OK, using the same user simplifies things. From your description, I think the problem may have been an incorrectly-specified data directory. The default data directory suggested by Pulse is $HOME/.pulse/data, not $HOME/.pulse. Pulse does put a config file in $HOME/.pulse to hold configuration values that are required before starting the web UI, but this file is not part of the $PULSE_DATA. So your steps all sound right except that the data/ part of the directory was omitted when starting the new version with -d, leading Pulse to think that there was no existing data.

Re: agent pings, any failed ping will cause the agent to be marked offline, so making them more frequent will not help. In fact, if there is a long delay waiting for a response the agent should not be pinged again until the response arrives or a timeout occurs. So I would recommend a setting where your ping timeout is longer than the average. The ping interval may also be set longer to reduce the chance of a bad ping, although this will not in itself solve any underlying problem.

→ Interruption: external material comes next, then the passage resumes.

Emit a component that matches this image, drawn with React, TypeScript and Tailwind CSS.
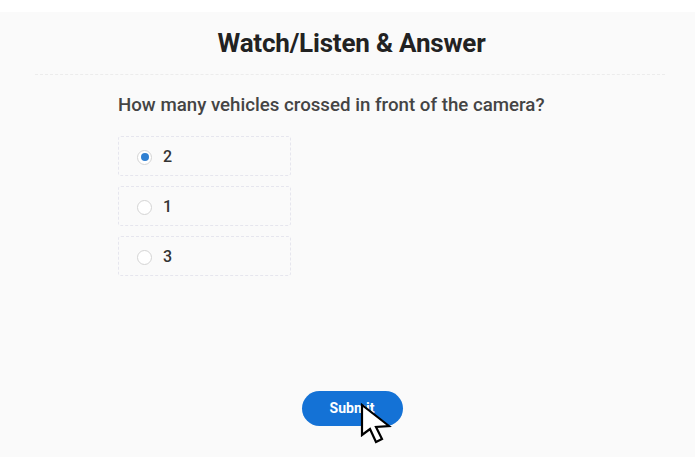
import React from "react";

export default function App() {
  const options = [
    { label: "2", checked: true },
    { label: "1", checked: false },
    { label: "3", checked: false },
  ];
  return (
    <div className="w-[695px] h-[470px] bg-white pt-[12px]" style={{ fontFamily: "Roboto, 'Liberation Sans', sans-serif" }}>
      <div className="relative h-[445px] bg-[#fafafa] flex flex-col">
        <h1 className="text-center text-[26px] font-bold text-[#222] leading-none pt-[18px] pl-[8px] tracking-[-0.2px]">
          Watch/Listen &amp; Answer
        </h1>
        <div className="ml-[35px] mr-[30px] mt-[18px] border-t border-dashed border-[#ececec]" />
        <div className="pl-[118px] pt-[19px]">
          <p className="text-[18.7px] font-medium text-[#444] leading-[22px]">
            How many vehicles crossed in front of the camera?
          </p>
          <div className="mt-[20px] flex flex-col gap-[10px]">
            {options.map((o) => (
              <div
                key={o.label}
                className="w-[173px] h-[40px] border border-dashed border-[#e6e6ee] rounded-[3px] flex items-center pl-[18px] gap-[11px] pt-[2px]"
              >
                <span className="w-[15px] h-[15px] rounded-full border border-[#d4d4d4] bg-white flex items-center justify-center">
                  {o.checked && <span className="w-[8px] h-[8px] rounded-full bg-[#2f7fd1]" />}
                </span>
                <span className="text-[16px] font-medium text-[#333]">{o.label}</span>
              </div>
            ))}
          </div>
        </div>
        <div className="flex-1" />
        <div className="flex justify-center pb-[31px] pl-[9px]">
          <button className="w-[101px] h-[35px] rounded-full bg-[#1472d6] text-white text-[14px] font-bold">
            Submit
          </button>
        </div>
        <svg className="absolute left-[360px] top-[391px]" width="34" height="42" viewBox="0 0 34 42">
          <path
            d="M2 2 L2 32 L10 26 L16 39 L22 36 L16 24 L29 23 Z"
            fill="white"
            stroke="black"
            strokeWidth="2.2"
            strokeLinejoin="miter"
          />
        </svg>
      </div>
    </div>
  );
}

The fact that the timeout occured during the checkout is interesting. I doubt there was much load on the agent due to checkout which suggests that CPU overload is not the issue. Is the Subversion server across the same network? Perhaps the collision in traffic (check + ping simultaneously) makes a timeout more likely. The pings are lightweight so should not create a lot of network load, but it is still something to keep an eye on (especially if this happens during checkouts at other times).

Tom Jacob - 07/Apr/08 01:46 PM
Hi Jason,

Thanks for the explanation on the properties. I'll be changing the timeout setting as suggested. Hope that atleast reduces the frequency of this failure to an acceptable level. As to the subversion server, yes, it is on the same subnet.